__Exercise requirements__.
Where a line holds the word "React", copy that line.

-------

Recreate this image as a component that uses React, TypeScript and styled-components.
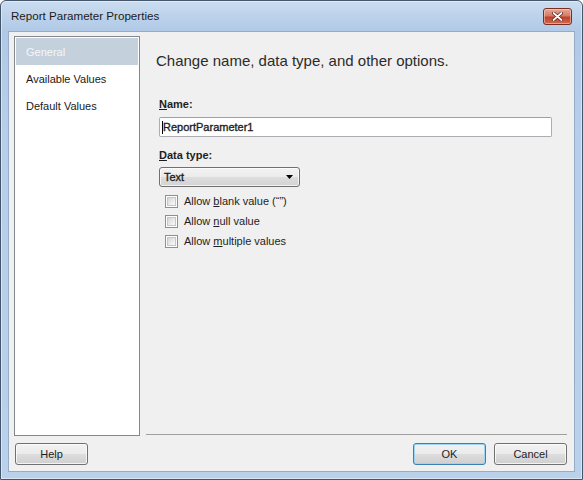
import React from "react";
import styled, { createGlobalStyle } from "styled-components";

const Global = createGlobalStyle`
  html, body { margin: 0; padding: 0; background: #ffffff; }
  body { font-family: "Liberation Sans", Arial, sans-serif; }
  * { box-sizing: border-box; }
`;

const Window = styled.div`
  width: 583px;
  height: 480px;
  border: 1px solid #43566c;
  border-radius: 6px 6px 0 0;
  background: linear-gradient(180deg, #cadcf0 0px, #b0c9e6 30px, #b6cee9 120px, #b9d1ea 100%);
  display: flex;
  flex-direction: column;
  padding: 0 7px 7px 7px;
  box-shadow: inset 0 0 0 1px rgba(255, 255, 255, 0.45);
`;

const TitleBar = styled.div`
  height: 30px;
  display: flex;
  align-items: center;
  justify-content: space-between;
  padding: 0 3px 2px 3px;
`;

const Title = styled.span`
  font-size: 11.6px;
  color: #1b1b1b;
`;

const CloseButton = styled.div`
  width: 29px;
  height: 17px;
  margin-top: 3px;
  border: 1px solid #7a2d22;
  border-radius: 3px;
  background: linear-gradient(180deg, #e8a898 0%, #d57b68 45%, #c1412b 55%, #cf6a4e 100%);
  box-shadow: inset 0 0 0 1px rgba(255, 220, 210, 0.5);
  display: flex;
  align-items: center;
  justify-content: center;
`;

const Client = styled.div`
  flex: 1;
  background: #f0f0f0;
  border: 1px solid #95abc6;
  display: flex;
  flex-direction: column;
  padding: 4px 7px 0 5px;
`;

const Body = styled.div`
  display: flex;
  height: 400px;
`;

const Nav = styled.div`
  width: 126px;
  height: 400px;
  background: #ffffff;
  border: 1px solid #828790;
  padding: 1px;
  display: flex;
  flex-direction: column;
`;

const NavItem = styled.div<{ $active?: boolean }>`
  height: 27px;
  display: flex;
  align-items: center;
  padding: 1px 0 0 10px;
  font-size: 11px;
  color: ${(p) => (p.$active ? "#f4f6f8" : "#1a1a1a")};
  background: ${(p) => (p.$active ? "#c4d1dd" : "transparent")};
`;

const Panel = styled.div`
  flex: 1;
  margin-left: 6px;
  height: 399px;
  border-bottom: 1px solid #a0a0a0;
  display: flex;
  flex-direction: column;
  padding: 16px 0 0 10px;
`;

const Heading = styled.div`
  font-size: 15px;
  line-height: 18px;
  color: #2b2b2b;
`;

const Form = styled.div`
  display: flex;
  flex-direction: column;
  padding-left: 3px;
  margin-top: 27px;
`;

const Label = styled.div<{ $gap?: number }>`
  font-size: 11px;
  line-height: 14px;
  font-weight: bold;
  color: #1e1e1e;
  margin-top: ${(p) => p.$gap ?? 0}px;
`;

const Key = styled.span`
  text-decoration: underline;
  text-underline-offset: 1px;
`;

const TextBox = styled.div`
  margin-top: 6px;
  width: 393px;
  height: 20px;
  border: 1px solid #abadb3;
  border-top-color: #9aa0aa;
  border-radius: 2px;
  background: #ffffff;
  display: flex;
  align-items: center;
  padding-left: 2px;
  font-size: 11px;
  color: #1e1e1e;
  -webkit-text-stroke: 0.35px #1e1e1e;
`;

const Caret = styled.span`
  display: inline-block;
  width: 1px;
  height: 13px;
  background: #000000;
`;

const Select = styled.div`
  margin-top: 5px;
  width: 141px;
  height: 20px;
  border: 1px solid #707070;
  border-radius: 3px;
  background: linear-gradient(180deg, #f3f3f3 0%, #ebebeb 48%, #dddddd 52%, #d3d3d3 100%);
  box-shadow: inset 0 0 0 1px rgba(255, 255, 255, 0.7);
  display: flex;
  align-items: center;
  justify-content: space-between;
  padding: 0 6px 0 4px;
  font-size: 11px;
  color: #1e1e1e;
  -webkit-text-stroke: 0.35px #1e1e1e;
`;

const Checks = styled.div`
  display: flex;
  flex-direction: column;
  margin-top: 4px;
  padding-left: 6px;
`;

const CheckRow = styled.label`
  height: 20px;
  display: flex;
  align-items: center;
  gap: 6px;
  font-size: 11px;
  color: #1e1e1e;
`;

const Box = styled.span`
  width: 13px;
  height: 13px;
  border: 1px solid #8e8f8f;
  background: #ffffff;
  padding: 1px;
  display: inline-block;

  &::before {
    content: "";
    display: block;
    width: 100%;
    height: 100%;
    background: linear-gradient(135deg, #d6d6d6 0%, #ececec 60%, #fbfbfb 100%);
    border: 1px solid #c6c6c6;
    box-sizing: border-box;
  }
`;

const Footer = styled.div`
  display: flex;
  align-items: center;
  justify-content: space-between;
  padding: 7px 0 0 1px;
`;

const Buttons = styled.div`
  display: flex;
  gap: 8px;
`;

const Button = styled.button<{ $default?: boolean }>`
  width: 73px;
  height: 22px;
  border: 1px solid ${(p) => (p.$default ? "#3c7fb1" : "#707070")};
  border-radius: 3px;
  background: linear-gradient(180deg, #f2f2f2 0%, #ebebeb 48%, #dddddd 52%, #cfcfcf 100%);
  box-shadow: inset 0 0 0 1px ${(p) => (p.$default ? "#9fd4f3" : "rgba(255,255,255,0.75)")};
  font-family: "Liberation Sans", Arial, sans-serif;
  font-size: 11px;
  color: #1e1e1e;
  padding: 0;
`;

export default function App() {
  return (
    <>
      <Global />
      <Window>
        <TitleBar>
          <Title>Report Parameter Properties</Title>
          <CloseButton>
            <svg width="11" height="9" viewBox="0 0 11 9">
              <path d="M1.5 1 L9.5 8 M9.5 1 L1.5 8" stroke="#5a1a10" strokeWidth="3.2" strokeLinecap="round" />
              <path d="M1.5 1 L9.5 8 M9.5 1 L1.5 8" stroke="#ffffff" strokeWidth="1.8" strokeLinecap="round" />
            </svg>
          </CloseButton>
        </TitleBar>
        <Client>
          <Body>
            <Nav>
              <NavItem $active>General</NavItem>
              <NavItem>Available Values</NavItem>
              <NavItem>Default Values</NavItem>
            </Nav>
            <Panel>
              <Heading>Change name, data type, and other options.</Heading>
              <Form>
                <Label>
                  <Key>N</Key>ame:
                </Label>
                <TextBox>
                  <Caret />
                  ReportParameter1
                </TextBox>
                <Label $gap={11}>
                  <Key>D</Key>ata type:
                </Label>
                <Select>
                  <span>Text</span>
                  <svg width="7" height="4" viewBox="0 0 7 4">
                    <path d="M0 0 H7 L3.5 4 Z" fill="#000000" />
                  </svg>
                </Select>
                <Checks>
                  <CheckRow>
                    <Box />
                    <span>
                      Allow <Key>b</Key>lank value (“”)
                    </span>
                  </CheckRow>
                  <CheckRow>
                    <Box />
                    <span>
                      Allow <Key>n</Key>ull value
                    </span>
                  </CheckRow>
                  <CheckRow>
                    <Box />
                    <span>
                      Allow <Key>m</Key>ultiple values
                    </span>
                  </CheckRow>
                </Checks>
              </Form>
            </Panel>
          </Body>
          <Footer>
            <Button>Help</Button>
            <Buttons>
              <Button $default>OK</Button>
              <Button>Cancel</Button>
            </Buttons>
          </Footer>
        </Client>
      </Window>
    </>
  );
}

-------

__Expected output__.
Recreate this image as a component that uses React, TypeScript and styled-components.
import React from "react";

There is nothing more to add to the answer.